The Energy Division receives 210 Advice Letters each year, including 12 monthly filings as well as the Preliminary and Final System and Local RA Filings for each of 15 LSEs. In addition the CAISO and CEC perform monthly review in support of the program such as load forecasting duties and validation of generator supply plans. As knowledge in the market has increased, time and work requirements have decreased. However with the possible reopening of the DA market as well as the inclusion of the small and multi-jurisdictional LSEs in the RA program, there is the possibility of a growth in that burden as the Energy Division would need to educate new LSEs upon entrance into the program.

After the compliance year, the CEC has also reviewed load forecasts for 2006 against the actual historical loads for each LSE submitted in 2007. The CEC has located several instances of significant difference between LSE historical loads for a period and the prior load forecasts submitted by LSEs for that period. The CEC has noted that this is a possible compliance violation, and has pursued resolution with a number of LSEs to ensure that their load forecasts are as correct and accurate as possible. These differences have been resolved to the satisfaction of the CPUC, CEC, and LSEs so as to make future forecasts more accurate, but this review will continue; the CEC will receive and review 2007 historical information and compare it to 2007 load forecasts done in 2006 to verify accuracy within a tolerable margin. This is in addition to the review the CEC performs for plausibility adjustments and demand response impacts. In the future LSEs may be subject to penalties if a pattern emerges of continued significant differences between actual historical information and load forecasts.

3. 2007 Load Forecast and Resource Adequacy Program Requirements

Implementation of the RA program continued for 2007 and built on the experiences of 20064. This section describes the new Local RA program instituted for 2007 compliance year and provides updates on the 2007 Yearly and Monthly load forecast processes for CPUC jurisdictional LSEs and the subsequent use of the load forecasts to establish Resource Adequacy Requirements (RARs) for each LSE in 2007. The section also describes the total RA resources procured to meet aggregate System and Local RAR in 2007 for CPUC jurisdictional LSEs. From analysis of the RA program throughout the summer of 2007, CPUC Staff found that CPUC jurisdictional LSEs have developed an understanding of the 2007 Local RA program and complied with the Local RA obligation instituted in D.06-06-064, and in aggregate demonstrated compliance in all Local Areas. LSEs continued that pattern in 2008.

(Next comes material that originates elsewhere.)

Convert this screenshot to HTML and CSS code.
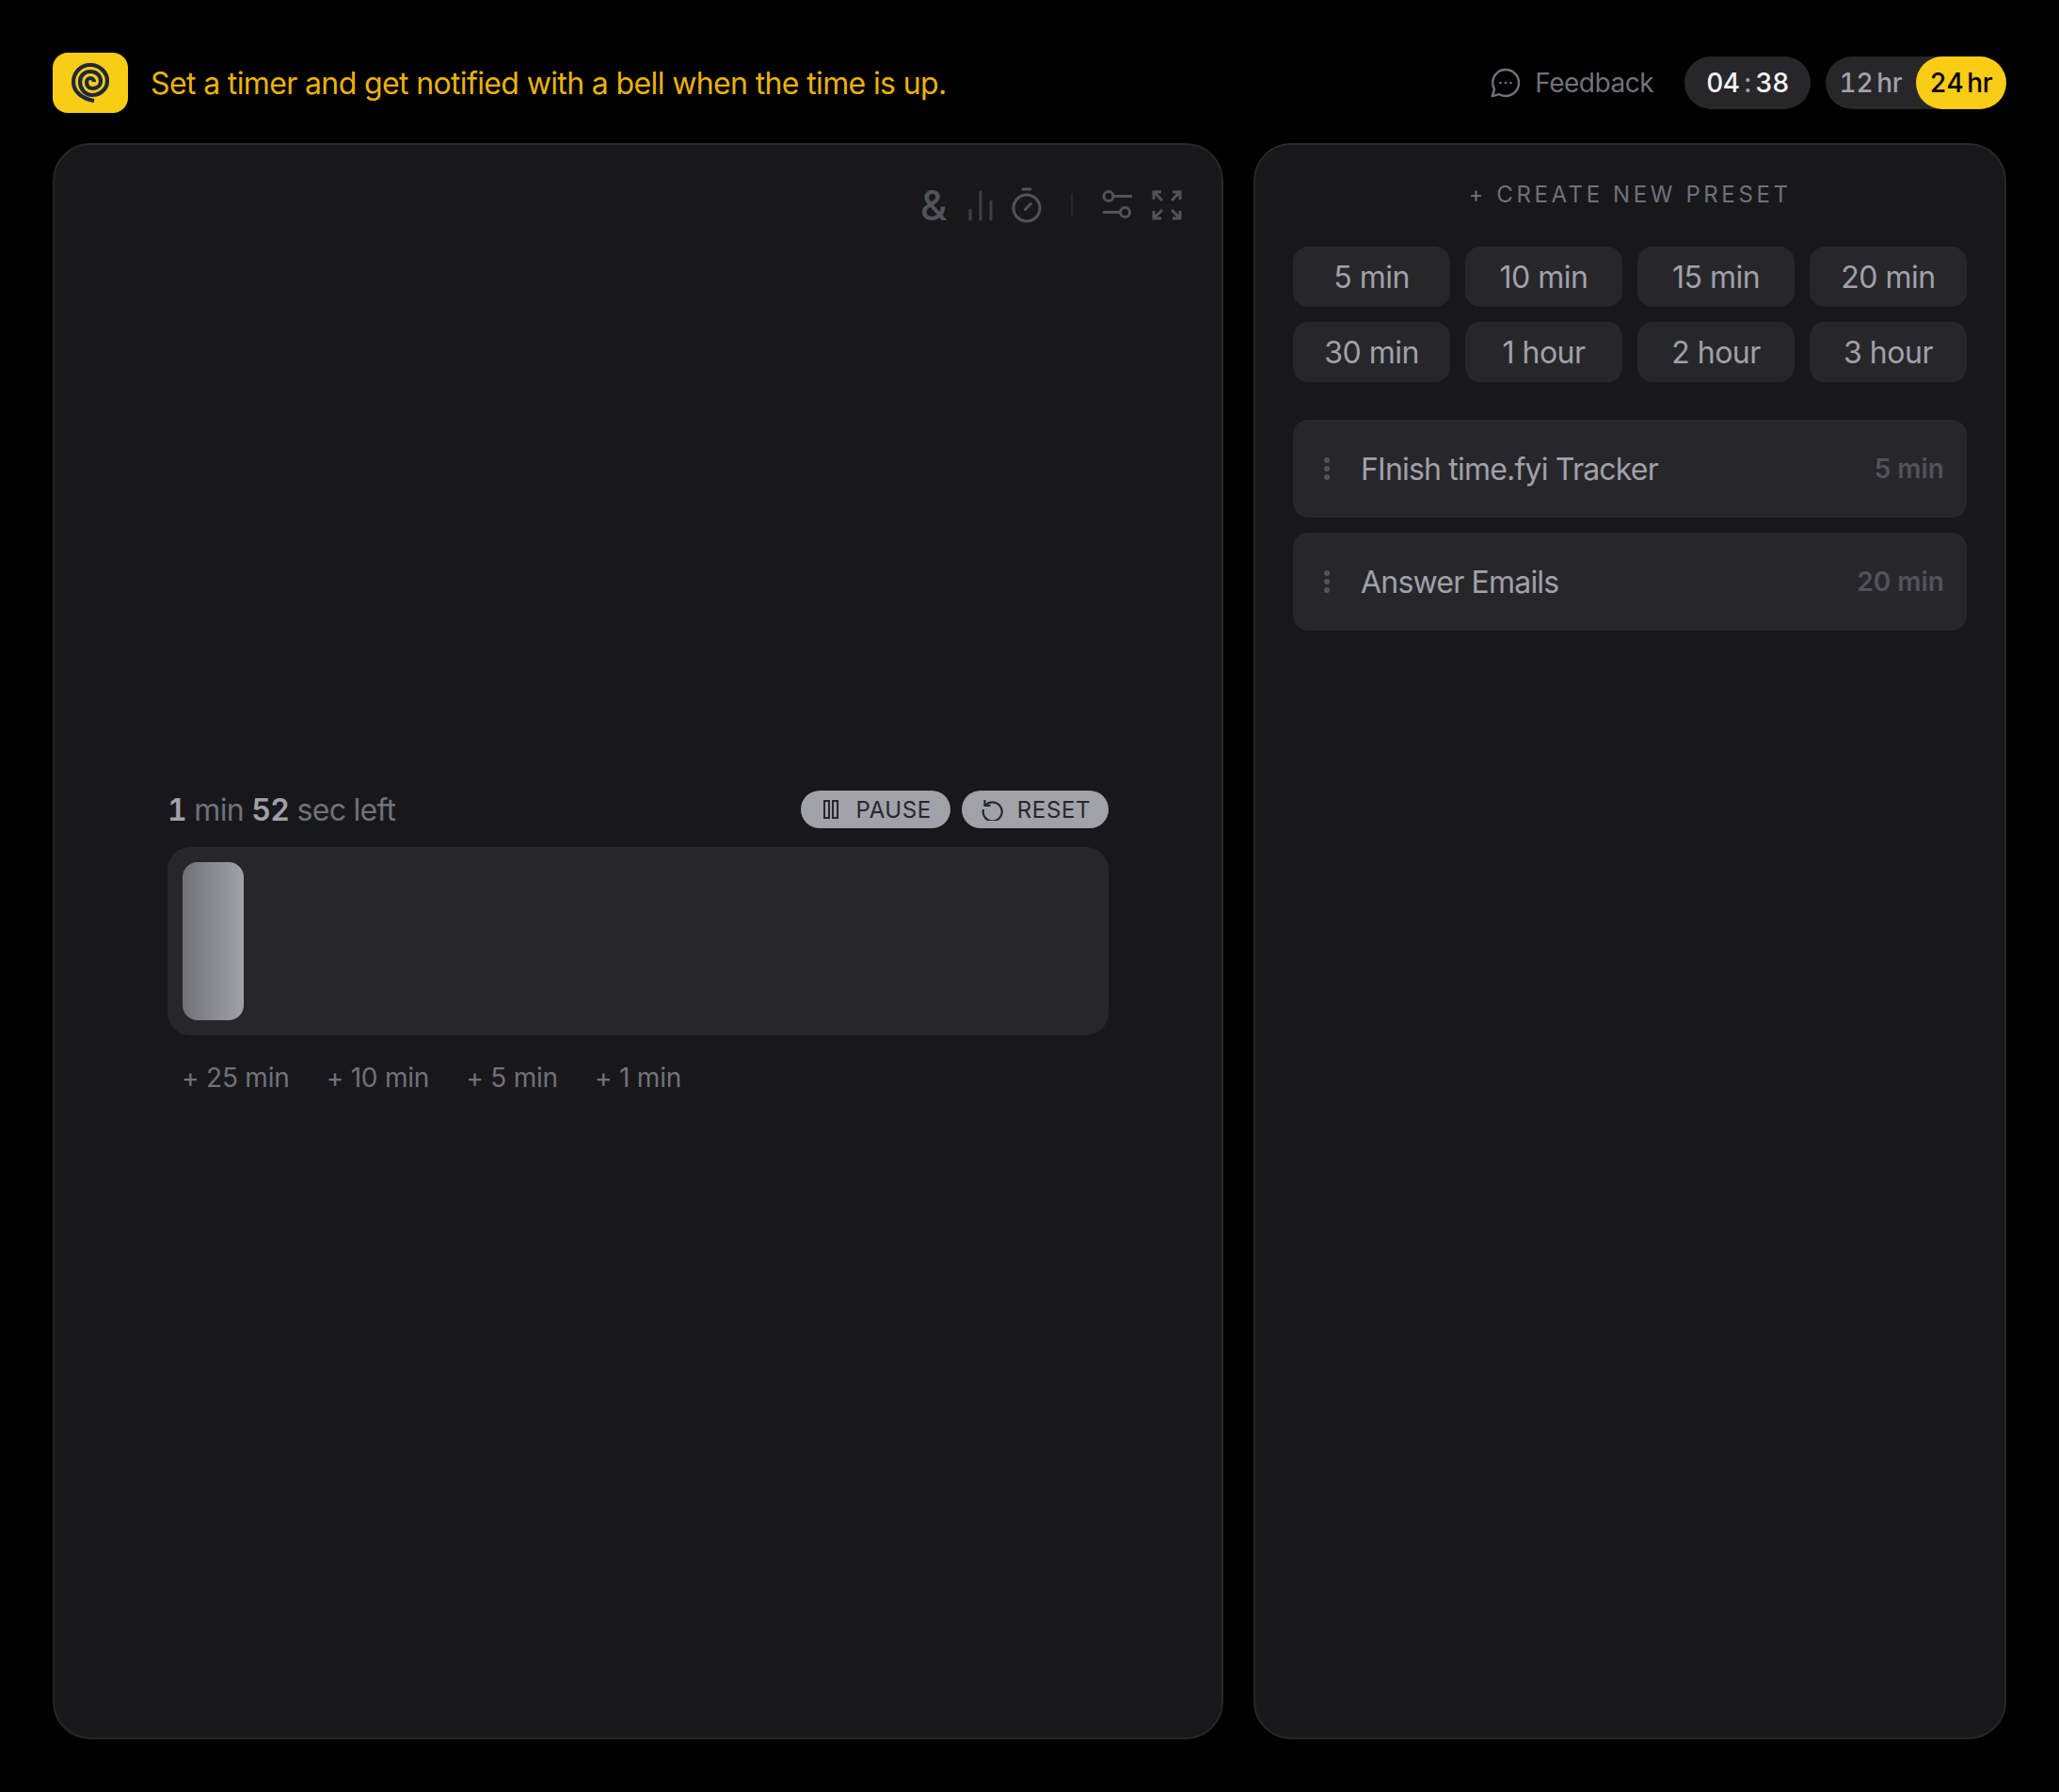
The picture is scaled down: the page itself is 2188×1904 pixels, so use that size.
FILE: index.html
```html
<!DOCTYPE html>
<html lang="en">
<head>
    <meta charset="UTF-8">
    <meta name="viewport" content="width=device-width, initial-scale=1.0">
    <title>Timer</title>
    <link rel="stylesheet" href="styles.css">
</head>
<body>
    <header class="topbar">
        <div class="brand">
            <div class="logo">
                <svg width="40" height="42" viewBox="0 0 40 42" fill="none" stroke="#1e293b" stroke-width="4.200">
                    <path d="M24 40C12 38 2 31 2 20C2 10 10 2 20 2C30 2 38 10 38 19C38 28 30 34 22 34C14 34 9 27 9 20C9 13 14 9 20 9C26 9 31 13 31 19C31 24 27 27 22 27C18 27 16 24 16 20C16 18 18 16 20 16C22 16 24 18 24 20"/>
                </svg>
            </div>
            <p class="tagline">Set a timer and get notified with a bell when the time is up.</p>
        </div>
        <div class="topbar-right">
            <a class="feedback">
                <svg width="32" height="32" viewBox="0 0 32 32" fill="none" stroke="#71717a" stroke-width="2.4" stroke-linejoin="round">
                    <path d="M16 2C8.300 2 2.200 8.200 2.200 16C2.200 18.500 2.900 20.800 4 22.800L1.800 30.200L9.200 28.200C11.200 29.300 13.500 30 16 30C23.700 30 30 23.700 30 16C30 8.200 23.700 2 16 2Z"/>
                    <path d="M10.500 16H10.600M16 16H16.100M21.400 16H21.500" stroke-linecap="round" stroke-width="2.600"/>
                </svg>
                <span>Feedback</span>
            </a>
            <div class="clock">04<span class="clock-sep">:</span>38</div>
            <div class="hour-toggle">
                <span class="hour-option">12<i class="unit">hr</i></span>
                <span class="hour-option active">24<i class="unit">hr</i></span>
            </div>
        </div>
    </header>

    <main class="panels">
        <section class="panel timer-panel">
            <div class="toolbar">
                <span class="amp">&amp;</span>
                <svg class="tool-bars" width="28" height="34" viewBox="0 0 28 34" fill="none" stroke="#3f3f46" stroke-width="3" stroke-linecap="round">
                    <path d="M3 22V32M14 3V32M25 13V32"/>
                </svg>
                <svg width="34" height="40" viewBox="0 0 34 40" fill="none" stroke="#52525b" stroke-width="3">
                    <circle cx="17" cy="23" r="14"/>
                    <path d="M13 3H21" stroke-linecap="round"/>
                    <path d="M15.500 24.500L21.500 18.500" stroke-linecap="round"/>
                </svg>
                <span class="tool-divider"></span>
                <svg class="tool-sliders" width="32" height="32" viewBox="0 0 32 32" fill="none" stroke="#52525b" stroke-width="3">
                    <circle cx="7" cy="6.500" r="5"/>
                    <circle cx="24.500" cy="23.500" r="5"/>
                    <path d="M12 6.500H31M2 23.500H19.500" stroke-linecap="round"/>
                </svg>
                <svg width="32" height="32" viewBox="0 0 32 32" fill="none" stroke="#52525b" stroke-width="3">
                    <path d="M2 10V2H10M2 2L11 11M22 2H30V10M30 2L21 11M2 22V30H10M2 30L11 21M30 22V30H22M30 30L21 21"/>
                </svg>
            </div>

            <div class="timer">
                <div class="timer-head">
                    <p class="time-left"><b>1</b> min <b>52</b> sec left</p>
                    <div class="timer-actions">
                        <button class="pill-btn pause-btn">
                            <svg width="16" height="20" viewBox="0 0 16 20" fill="none" stroke="#27272a" stroke-width="2">
                                <rect x="1" y="1" width="5" height="18"/>
                                <rect x="10" y="1" width="5" height="18"/>
                            </svg>
                            PAUSE
                        </button>
                        <button class="pill-btn reset-btn">
                            <svg width="24" height="24" viewBox="0 0 24 24" fill="none" stroke="#27272a" stroke-width="2.200">
                                <path d="M4.500 7.500A10 10 0 1 1 2 12"/>
                                <path d="M3.500 2V8H9.500"/>
                            </svg>
                            RESET
                        </button>
                    </div>
                </div>
                <div class="track">
                    <div class="fill"></div>
                </div>
                <div class="increments">
                    <a>+ 25 min</a>
                    <a>+ 10 min</a>
                    <a>+ 5 min</a>
                    <a>+ 1 min</a>
                </div>
            </div>
        </section>

        <aside class="panel preset-panel">
            <div class="create-preset">+ CREATE NEW PRESET</div>
            <div class="preset-grid">
                <button class="preset">5 min</button>
                <button class="preset">10 min</button>
                <button class="preset">15 min</button>
                <button class="preset">20 min</button>
                <button class="preset">30 min</button>
                <button class="preset">1 hour</button>
                <button class="preset">2 hour</button>
                <button class="preset">3 hour</button>
            </div>
            <div class="saved-list">
                <div class="saved">
                    <span class="grip"><i></i><i></i><i></i></span>
                    <span class="saved-name">FInish time.fyi Tracker</span>
                    <span class="saved-time">5 min</span>
                </div>
                <div class="saved">
                    <span class="grip"><i></i><i></i><i></i></span>
                    <span class="saved-name">Answer Emails</span>
                    <span class="saved-time">20 min</span>
                </div>
            </div>
        </aside>
    </main>
</body>
</html>
```

FILE: styles.css
```css
* {
    box-sizing: border-box;
}
body {
    margin: 0;
    height: 1904px;
    padding: 56px;
    background: #000;
    color: #a1a1aa;
    font-family: Inter, "Liberation Sans", sans-serif;
    display: flex;
    flex-direction: column;
    gap: 32px;
}
p {
    margin: 0;
}
button {
    font-family: inherit;
    border: none;
    cursor: pointer;
}

.topbar {
    display: flex;
    justify-content: space-between;
    align-items: center;
    height: 64px;
}
.brand {
    display: flex;
    align-items: center;
    gap: 24px;
}
.logo {
    width: 80px;
    height: 64px;
    background: #facc15;
    border-radius: 16px;
    display: flex;
    align-items: center;
    justify-content: center;
}
.tagline {
    color: #eab308;
    font-size: 32px;
    letter-spacing: -0.63px;
}
.topbar-right {
    display: flex;
    align-items: center;
}
.feedback {
    display: flex;
    align-items: center;
    gap: 15px;
    color: #71717a;
    font-size: 28px;
    letter-spacing: -0.5px;
    margin-right: 33px;
}
.clock {
    width: 134px;
    height: 56px;
    border-radius: 28px;
    background: #27272a;
    color: #f4f4f5;
    font-size: 28px;
    font-weight: 500;
    font-variant-numeric: tabular-nums;
    letter-spacing: -0.5px;
    display: flex;
    align-items: center;
    justify-content: center;
    margin-right: 16px;
}
.clock-sep {
    color: #a1a1aa;
    margin: 0 5px;
}
.hour-toggle {
    width: 192px;
    height: 56px;
    border-radius: 28px;
    background: #27272a;
    display: flex;
    font-size: 28px;
    font-weight: 500;
    font-variant-numeric: tabular-nums;
    letter-spacing: -0.3px;
}
.hour-option {
    flex: 1;
    display: flex;
    align-items: center;
    justify-content: center;
    border-radius: 28px;
}
.hour-option.active {
    background: #facc15;
    color: #000;
}
.unit {
    font-style: normal;
    margin-left: 4px;
}

.panels {
    flex: 1;
    display: flex;
    gap: 32px;
}
.panel {
    background: #18181b;
    border: 2px solid #27272a;
    border-radius: 40px;
}
.timer-panel {
    flex: 1;
    position: relative;
    display: flex;
    align-items: center;
    justify-content: center;
}
.preset-panel {
    width: 800px;
    padding: 0 40px;
}

.toolbar {
    position: absolute;
    top: 44px;
    right: 42px;
    display: flex;
    align-items: center;
    color: #52525b;
}
.amp {
    width: 28px;
    font-size: 44px;
    font-weight: 500;
    line-height: 40px;
    display: flex;
    justify-content: center;
    margin-right: 22px;
}
.toolbar svg {
    margin-right: 20px;
}
.toolbar svg:last-child {
    margin-right: 0;
}
.toolbar .tool-bars {
    margin-right: 18px;
}
.toolbar .tool-sliders {
    margin-right: 21px;
}
.tool-divider {
    width: 2px;
    height: 24px;
    background: #27272a;
    margin: 0 31px 0 10px;
}

.timer {
    width: 1000px;
}
.timer-head {
    height: 60px;
    padding: 0 0 20px;
    display: flex;
    justify-content: space-between;
    align-items: center;
}
.time-left {
    color: #71717a;
    font-size: 32px;
    letter-spacing: -0.7px;
}
.time-left b {
    color: #a1a1aa;
    font-weight: 600;
    font-variant-numeric: tabular-nums;
}
.timer-actions {
    display: flex;
    gap: 12px;
}
.pill-btn {
    height: 40px;
    border-radius: 20px;
    background: #a1a1aa;
    color: #27272a;
    font-size: 24px;
    letter-spacing: 0.6px;
    display: flex;
    align-items: center;
    gap: 18px;
    padding: 0 20px 0 24px;
}
.reset-btn {
    gap: 14px;
    padding: 0 19px 0 21px;
}
.track {
    height: 200px;
    padding: 16px;
    background: #27272a;
    border-radius: 24px;
}
.fill {
    width: 65px;
    height: 100%;
    border-radius: 16px;
    background: linear-gradient(90deg, #71717a, #a1a1aa);
}
.increments {
    height: 60px;
    padding: 28px 0 0 15px;
    display: flex;
    gap: 39px;
    color: #71717a;
    font-size: 28px;
    letter-spacing: -0.2px;
}

.create-preset {
    height: 108px;
    padding-bottom: 4px;
    display: flex;
    align-items: center;
    justify-content: center;
    color: #71717a;
    font-size: 24px;
    letter-spacing: 3.6px;
}
.preset-grid {
    display: grid;
    grid-template-columns: repeat(4, 1fr);
    gap: 16px;
}
.preset {
    height: 64px;
    background: #27272a;
    color: #a1a1aa;
    border-radius: 16px;
    font-size: 32px;
    letter-spacing: -0.5px;
}
.saved-list {
    margin-top: 40px;
    display: flex;
    flex-direction: column;
    gap: 16px;
}
.saved {
    height: 104px;
    background: #27272a;
    border-radius: 16px;
    display: flex;
    align-items: center;
    padding: 0 24px 0 32px;
}
.grip {
    width: 8px;
    display: flex;
    flex-direction: column;
    align-items: center;
    gap: 3px;
    margin-right: 32px;
}
.grip i {
    width: 6px;
    height: 6px;
    border-radius: 50%;
    background: #52525b;
}
.saved-name {
    flex: 1;
    font-size: 32px;
    letter-spacing: -0.8px;
}
.saved-time {
    color: #52525b;
    font-size: 28px;
    font-weight: 600;
}
```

CEC load forecasts and forecast adjustments in 2007 created a system RAR peaking at 49,491 MW for August. LSEs adjusted their forecast loads significantly between the Year-Ahead forecasts and the RA filing month, but the adjustments were largely concentrated in six Electric Service Providers (ESPs) that saw increases of nearly 800 MW in the summer of 2007. This pattern was similar to 2006. CPUC-jurisdictional LSEs procured resources to meet load in all summer months, with total RA procurement ranging from 102 percent of RAR to 141 percent of RAR. As a body, LSEs within CAISO (both CPUC- jurisdictional and non-CPUC jurisdictional) collectively procured resources sufficient to meet the actual peak loads plus reserves in all months of 2007. CPUC jurisdictional LSEs procured Local RA Resources sufficient to meet Local RA in all Local Areas as defined in the CAISO LCR study in 2007.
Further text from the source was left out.